La regla general aplicable a los poblados castrexos, en palabras del experto e historiador gallego López Cuevillas, era que estos centros de población estuvieran debidamente fortificados y se situaran en la cima de oteros o montañas, como estrategia de defensa frente a posibles ataques de otras tribus. Tal es nuestro caso; a diferencia de otros castros que hemos tenido oportunidad de ir conociendo, como el de Fazouro o el de Baroña, estratégicamente ubicados en la línea de la costa cantábrica y atlántica, respectivamente, el antiguo castro de Castrolandín se alzó, magnánimo, en la cima de una escarpada loma, dominando el horizonte en torno a él, y constituyéndose como principal núcleo defensivo para sus habitantes y otros pobladores de la comarca.

La cultura castreña está directamente ligada a la llegada a las tierras del fin del mundo de distintas etnias centroeuropeas, como los celtas. Sus asentamientos, levantados por gran parte de la geografía cantábrica, entre los siglos VI a.C. hasta el V d.C., testimonian uno de los primeros sistemas de organización urbanística en la historia.

Con la llegada de los romanos a la Península Ibérica, el asentamiento de Castrolandín fue abandonado. Hoy, junto a las características ruinas circulares del lugar, encontramos otras de planta rectangular, seña indudable de la presencia romana en el propio espacio que ocupa el asentamiento.

Quizá fue el descubrimiento de fuentes de agua termal lo que llevó a los romanos a asentarse en la cercana población de Cuntis. Estas aguas, muy apreciadas para tratamiento de la piel y de alto valor terapéutico, las encontramos en la próxima villa de Caldas de Reis, cuna de Alfonso VII, que ya era famosa desde tiempos de Roma.

Analizando la disposición de nuestro castro, así como los vestigios defensivos hallados en él, no es difícil imaginar la contundente reacción defensiva que ofrecieron su centenar de habitantes, la mayoría dedicados a la agricultura, sin experiencia en combate, contra el invasor, a fin de preservar su estilo de vida y sus costumbres frente al brazo de hierro de la implacable Roma.
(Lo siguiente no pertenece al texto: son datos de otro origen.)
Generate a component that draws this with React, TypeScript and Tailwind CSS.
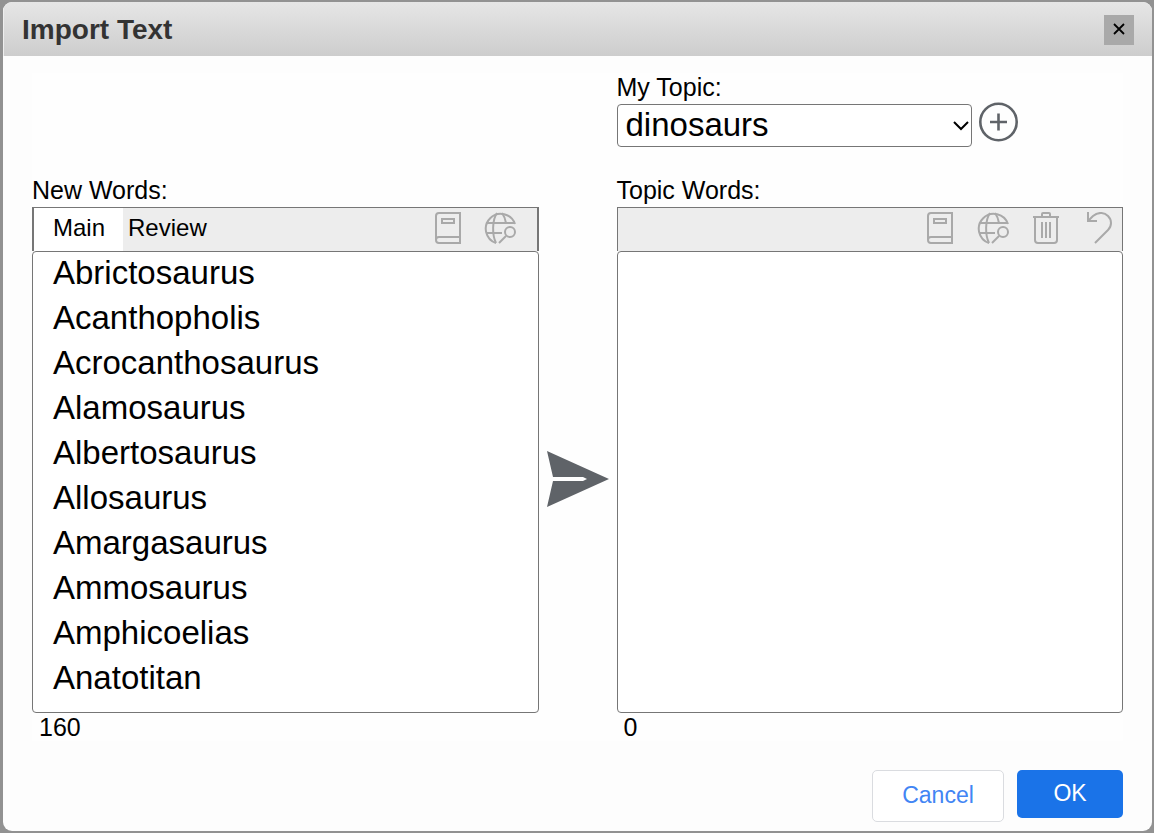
import { useState } from "react";
import type { ReactNode } from "react";

const newWords = [
  "Abrictosaurus",
  "Acanthopholis",
  "Acrocanthosaurus",
  "Alamosaurus",
  "Albertosaurus",
  "Allosaurus",
  "Amargasaurus",
  "Ammosaurus",
  "Amphicoelias",
  "Anatotitan",
];

function BookIcon() {
  return (
    <svg viewBox="0 0 32 32" className="h-8 w-8" fill="none" stroke="currentColor" strokeWidth="2">
      <path d="M28 25V1H7Q4 1 4 4V28Q4 31 7 31H28V25H7Q4 25 4 28" />
      <path d="M10 7H22V11H10Z" />
    </svg>
  );
}

function GlobeSearchIcon() {
  return (
    <svg viewBox="0 0 32 32" className="h-8 w-8" fill="none" stroke="currentColor" strokeWidth="2">
      <path d="M31 12A15 15 0 1 0 12 31" />
      <path d="M2 11H31M2 21H18" />
      <path d="M13 1C8 8 8 23 12 31M18 1Q21 5 22 11" />
      <circle cx="26" cy="20" r="5" />
      <path d="M22 24L15 31" />
    </svg>
  );
}

function TrashIcon() {
  return (
    <svg viewBox="0 0 32 32" className="h-8 w-8" fill="none" stroke="currentColor" strokeWidth="2">
      <path d="M3 5H29M12 5V2Q12 1 13 1H19Q20 1 20 2V5" />
      <path d="M5 5V28Q5 31 8 31H24Q27 31 27 28V5" />
      <path d="M12 10V26M16 10V26M20 10V26" />
    </svg>
  );
}

function UndoIcon() {
  return (
    <svg viewBox="0 0 32 32" className="h-8 w-8" fill="none" stroke="currentColor" strokeWidth="2">
      <path d="M5 0V9H14" />
      <path d="M5 9L10 4C16 -1 22 1 25 4C29 8 29 14 25 18L12 31" />
    </svg>
  );
}

function ToolButton({ label, children }: { label: string; children: ReactNode }) {
  return (
    <button type="button" aria-label={label} className="h-8 w-8 text-[#a9a9a9]">
      {children}
    </button>
  );
}

function WordList({ id, words }: { id: string; words: string[] }) {
  return (
    <select
      id={id}
      multiple
      className="block h-[462px] w-full appearance-none overflow-hidden rounded-[4px] border border-[#767676] bg-white pt-0.5 text-[33px] text-black outline-none"
    >
      {words.map((word) => (
        <option key={word} className="h-[45px] py-0 pr-0 pl-5 leading-[38px]">
          {word}
        </option>
      ))}
    </select>
  );
}

export default function App() {
  const [tab, setTab] = useState("Main");

  return (
    <div className="min-h-screen bg-[#929292] pt-[2px] pr-[2px] pb-[2px] pl-[3px] font-['Liberation_Sans',Arial,sans-serif] text-black">
      <div role="dialog" aria-labelledby="title" className="overflow-hidden rounded-[9px] bg-[#fdfdfd]">
        {/* Title bar */}
        <header className="flex h-[54px] items-center justify-between border-l border-[#eeeeee] bg-linear-to-b from-[#e6e6e6] to-[#cdcdcd] px-[18px] pt-0.5">
          <h1 id="title" className="text-[28px] leading-8 font-bold text-[#333333]">
            Import Text
          </h1>
          <button
            type="button"
            aria-label="Close"
            className="flex h-[30px] w-[30px] justify-center bg-[#a9a9a9] pt-2"
          >
            <svg viewBox="0 0 12 12" className="h-3 w-3" fill="none" stroke="#000" strokeWidth="1.8">
              <path d="M1 1L11 11M11 1L1 11" />
            </svg>
          </button>
        </header>

        <div className="px-[29px] pt-[17px] pb-[9px]">
          <div className="grid grid-cols-[1fr_78px_1fr] bg-[#fefefe]">
            {/* Topic picker */}
            <div className="col-start-3 pb-[29px]">
              <label htmlFor="topic" className="block pb-[3px] text-[25px] leading-7">
                My Topic:
              </label>
              <div className="flex items-start gap-[7px]">
                <div className="relative w-[355px]">
                  <select
                    id="topic"
                    className="block h-[43px] w-full appearance-none rounded-[4px] border border-[#767676] bg-white pr-8 pb-0.5 pl-2 text-[33px] leading-[38px] outline-none"
                  >
                    <option>dinosaurs</option>
                  </select>
                  <svg
                    viewBox="0 0 16 10"
                    className="pointer-events-none absolute top-[17px] right-[3px] h-[10px] w-4"
                    fill="none"
                    stroke="#000"
                    strokeWidth="2"
                  >
                    <path d="M1 1L8 8L15 1" />
                  </svg>
                </div>
                <button type="button" aria-label="Add topic" className="text-[#5f6368]">
                  <svg viewBox="0 2 39 39" className="h-[39px] w-[39px] overflow-visible" fill="none" stroke="currentColor" strokeWidth="2.6">
                    <circle cx="19.5" cy="20" r="18.2" />
                    <path d="M11 20H28M19.5 11.5V28.5" />
                  </svg>
                </button>
              </div>
            </div>

            {/* New words */}
            <div className="col-start-1">
              <label htmlFor="new-words" className="block pb-[3px] text-[25px] leading-7">
                New Words:
              </label>
              <div className="flex h-11 items-center justify-between border-x-2 border-t border-[#767676] bg-[#ededed] pr-[21px]">
                <div role="tablist" className="flex h-full text-[24px] leading-7">
                  <button
                    type="button"
                    role="tab"
                    aria-selected={tab === "Main"}
                    onClick={() => setTab("Main")}
                    className="bg-white pr-[18px] pb-[3px] pl-[19px]"
                  >
                    Main
                  </button>
                  <button
                    type="button"
                    role="tab"
                    aria-selected={tab === "Review"}
                    onClick={() => setTab("Review")}
                    className="px-[5px] pb-[3px]"
                  >
                    Review
                  </button>
                </div>
                <div className="flex gap-5 pb-[3px]">
                  <ToolButton label="Dictionary">
                    <BookIcon />
                  </ToolButton>
                  <ToolButton label="Search the web">
                    <GlobeSearchIcon />
                  </ToolButton>
                </div>
              </div>
              <WordList id="new-words" words={newWords} />
              <p className="pl-[7px] text-[25px] leading-7">160</p>
            </div>

            <div className="flex items-center justify-center pt-10">
              <button type="button" aria-label="Add to topic">
                <svg viewBox="0 0 62 56" className="h-14 w-[62px]" fill="#5f6368">
                  <path d="M0 0L62 28L0 56L6 30H36L40 28L36 26H6Z" />
                </svg>
              </button>
            </div>

            {/* Topic words */}
            <div>
              <label htmlFor="topic-words" className="block pb-[3px] text-[25px] leading-7">
                Topic Words:
              </label>
              <div className="flex h-11 items-center justify-end gap-[21px] border-x border-t border-[#767676] bg-[#ededed] pr-[7px] pb-[3px]">
                <ToolButton label="Dictionary">
                  <BookIcon />
                </ToolButton>
                <ToolButton label="Search the web">
                  <GlobeSearchIcon />
                </ToolButton>
                <ToolButton label="Delete">
                  <TrashIcon />
                </ToolButton>
                <ToolButton label="Undo">
                  <UndoIcon />
                </ToolButton>
              </div>
              <WordList id="topic-words" words={[]} />
              <p className="pl-[7px] text-[25px] leading-7">0</p>
            </div>
          </div>

          {/* Actions */}
          <div className="mt-[29px] flex items-start justify-end gap-[13px] text-[23px] leading-7">
            <button
              type="button"
              className="h-[52px] w-[132px] rounded-[5px] border border-[#dadce0] bg-white pb-0.5 text-[#4285f4]"
            >
              Cancel
            </button>
            <button type="button" className="h-12 w-[106px] rounded-[5px] bg-[#1a73e8] pb-0.5 text-white">
              OK
            </button>
          </div>
        </div>
      </div>
    </div>
  );
}
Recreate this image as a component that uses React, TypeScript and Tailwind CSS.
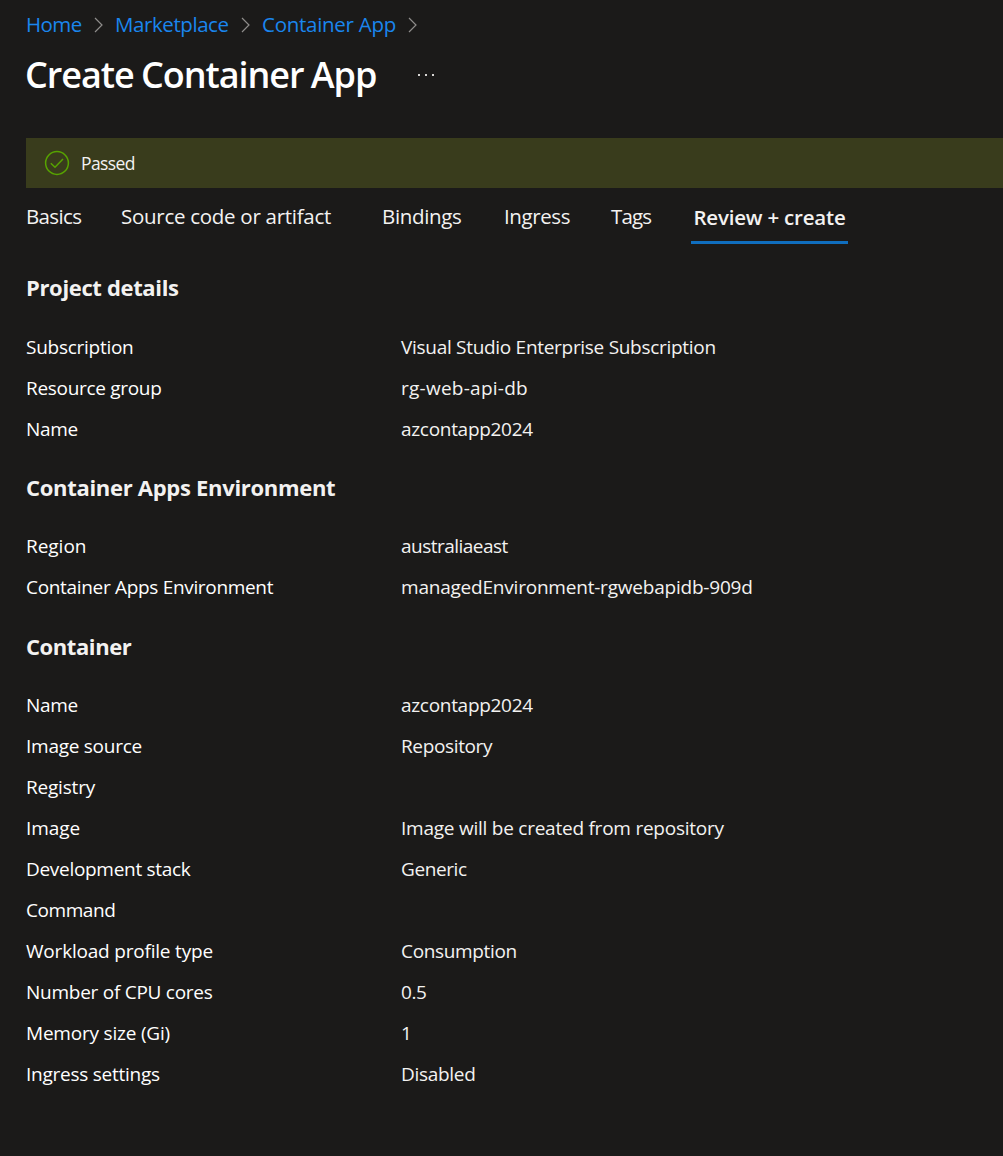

El recinto presenta el ánima de una muralla defensiva alzada, posiblemente, a partir del material extraído de la propia tierra, al excavar el foso que circundaba el asentamiento y que contribuiría a hacer más inexpugnable aún la defensa del poblado. Los historiadores que desde 2004 escudriñan los restos castreños del lugar afirman que, muy probablemente, la robusta muralla alcanzara los cinco metros de altura.

En su interior se desarrollaba la típica vida que llevaban los habitantes de otros castros: la agricultura, la ganadería, en trabajo del metal y del barro... Todo ello en las típicas viviendas que acogían al núcleo familiar en torno al hogar; si bien, en Castrolandín encontramos una particularidad, dos cabañas superpuestas o, lo que es más probable, una cabaña con un considerable atrio; la más importante de cuantas de contabilizan en la tradición castreña de Galicia.

Cualquier momento es bueno para conocer nuestra historia más antigua, pero es cierto que para disfrutar de esa esencia mágica que rodea estos singulares emplazamientos, nada mejor que acercarse en la noche de San Juan, el 24 de junio, cuando los vecinos suben hasta el castro portando antorchas encendidas y rodean el lugar, festejando el mágico y legendario solsticio de verano, cuando el corazón de la Galicia más profunda late el son de las campanadas de San Juan, que llaman a las criaturas de leyenda a salir de sus escondites y a las almas de los valientes guerreros castreños a manifestar su coraje desde el recuerdo de su inmortalidad.